Interplay of weak ferromagnetism, ferroelasticity and shape-memory effects in the spin-orbit coupled antiferromagnet K$_2$ReCl$_6$

The magnetic and structural phase transitions occurring in K$_2$ReCl$_6$ were studied by macroscopic and microscopic techniques. Structural phase transitions associated with rotations of the ReCl$_6$ octahedra lower the symmetry from cubic to monoclinic, form ferroelastic domains, and are visible in susceptibility, specific heat and thermal expansion measurements.
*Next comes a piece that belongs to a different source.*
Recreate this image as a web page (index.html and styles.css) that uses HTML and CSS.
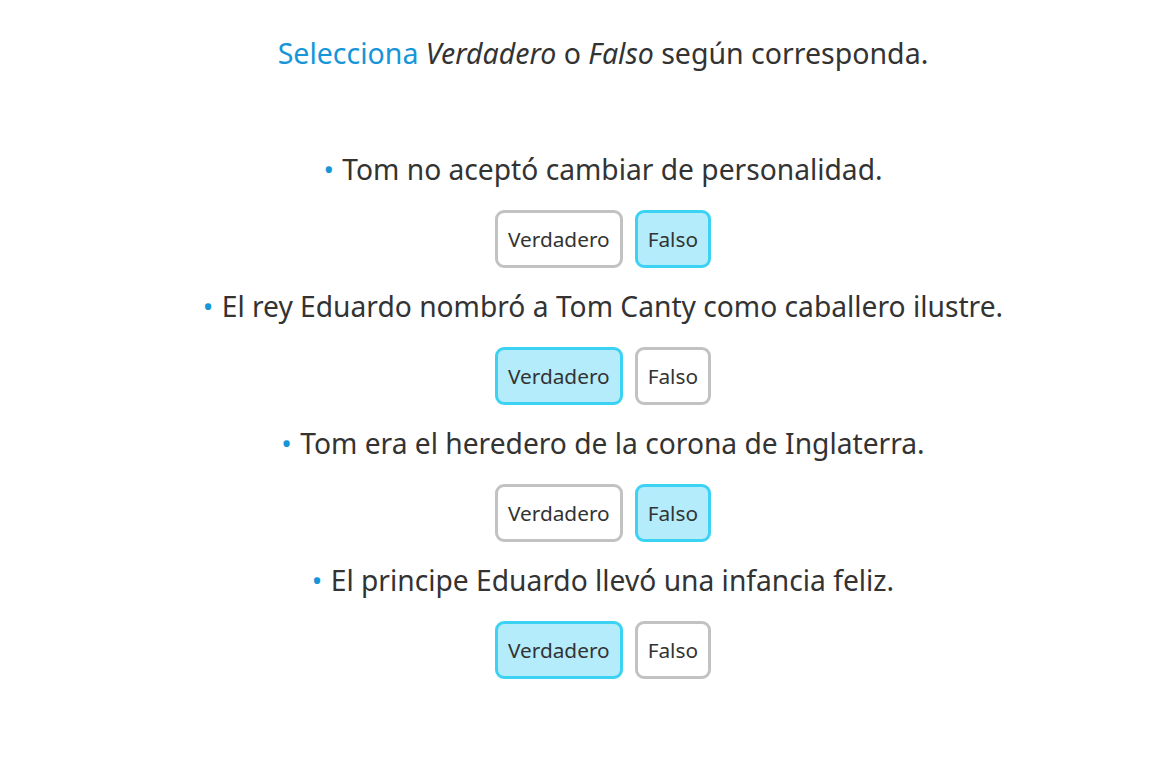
FILE: index.html
```html
<!DOCTYPE html>
<html lang="es">
<head>
<meta charset="utf-8">
<title>Verdadero o Falso</title>
<link rel="stylesheet" href="styles.css">
</head>
<body>
<main class="page">
  <p class="title"><span class="accent">Selecciona</span> <em>Verdadero</em> o <em>Falso</em> según corresponda.</p>
  <ul class="items">
    <li class="item">
      <p class="statement"><span class="dot">•</span> Tom no aceptó cambiar de personalidad.</p>
      <div class="choices">
        <button class="choice">Verdadero</button>
        <button class="choice selected">Falso</button>
      </div>
    </li>
    <li class="item">
      <p class="statement"><span class="dot">•</span> El rey Eduardo nombró a Tom Canty como caballero ilustre.</p>
      <div class="choices">
        <button class="choice selected">Verdadero</button>
        <button class="choice">Falso</button>
      </div>
    </li>
    <li class="item">
      <p class="statement"><span class="dot">•</span> Tom era el heredero de la corona de Inglaterra.</p>
      <div class="choices">
        <button class="choice">Verdadero</button>
        <button class="choice selected">Falso</button>
      </div>
    </li>
    <li class="item">
      <p class="statement"><span class="dot">•</span> El principe Eduardo llevó una infancia feliz.</p>
      <div class="choices">
        <button class="choice selected">Verdadero</button>
        <button class="choice">Falso</button>
      </div>
    </li>
  </ul>
</main>
</body>
</html>
```
FILE: styles.css
```css
html, body {
  margin: 0;
  padding: 0;
  background: #ffffff;
}
body {
  font-family: "Noto Sans", "Open Sans", sans-serif;
  color: #333333;
}
.page {
  padding: 35px 0 0 33px;
  display: flex;
  flex-direction: column;
  align-items: center;
}
.title {
  margin: 0;
  font-size: 28.5px;
  line-height: 36px;
  text-align: center;
}
.title em {
  font-style: italic;
}
.accent {
  color: #1696d8;
}
.items {
  list-style: none;
  margin: 80px 0 0;
  padding: 0;
  display: flex;
  flex-direction: column;
  align-items: center;
}
.item {
  display: flex;
  flex-direction: column;
  align-items: center;
  height: 137px;
}
.statement {
  margin: 0;
  font-size: 28.2px;
  line-height: 36px;
  text-align: center;
}
.dot {
  color: #1696d8;
  font-size: 28px;
  margin-right: 1px;
}
.choices {
  margin-top: 23px;
  display: flex;
  gap: 12px;
}
.choice {
  font-family: inherit;
  font-size: 20.8px;
  color: #333333;
  background: #ffffff;
  border: 3px solid #c2c2c2;
  border-radius: 9px;
  height: 58px;
  padding: 0 10px;
  cursor: pointer;
}
.choice.selected {
  background: #b4ecfc;
  border-color: #3cd2f4;
}
```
In the antiferromagnetically ordered state slightly below $T_{\rm N}$=12\,K these domains can be rearranged by a magnetic field inducing a relative elongation of the polydomain crystal parallel to the field of 0.6\%. At zero field the magnetic structure in K$_2$ReCl$_6$ does not exhibit a weak ferromagnetic component, but at large magnetic field a distinct magnetic structure with a finite weak ferromagnetic component is stabilized. High magnetic fields rearrange the domains in the crystal to align the weak ferromagnetic moment parallel to the field. The altered domain structure with the crystal elongation is abruptly suppressed at lower temperature but persists upon heating to well above $T_{\rm N}$. However, heating above the lowest structural phase transition and successive cooling restore the initial shape, i.e. a magnetic shape memory effect.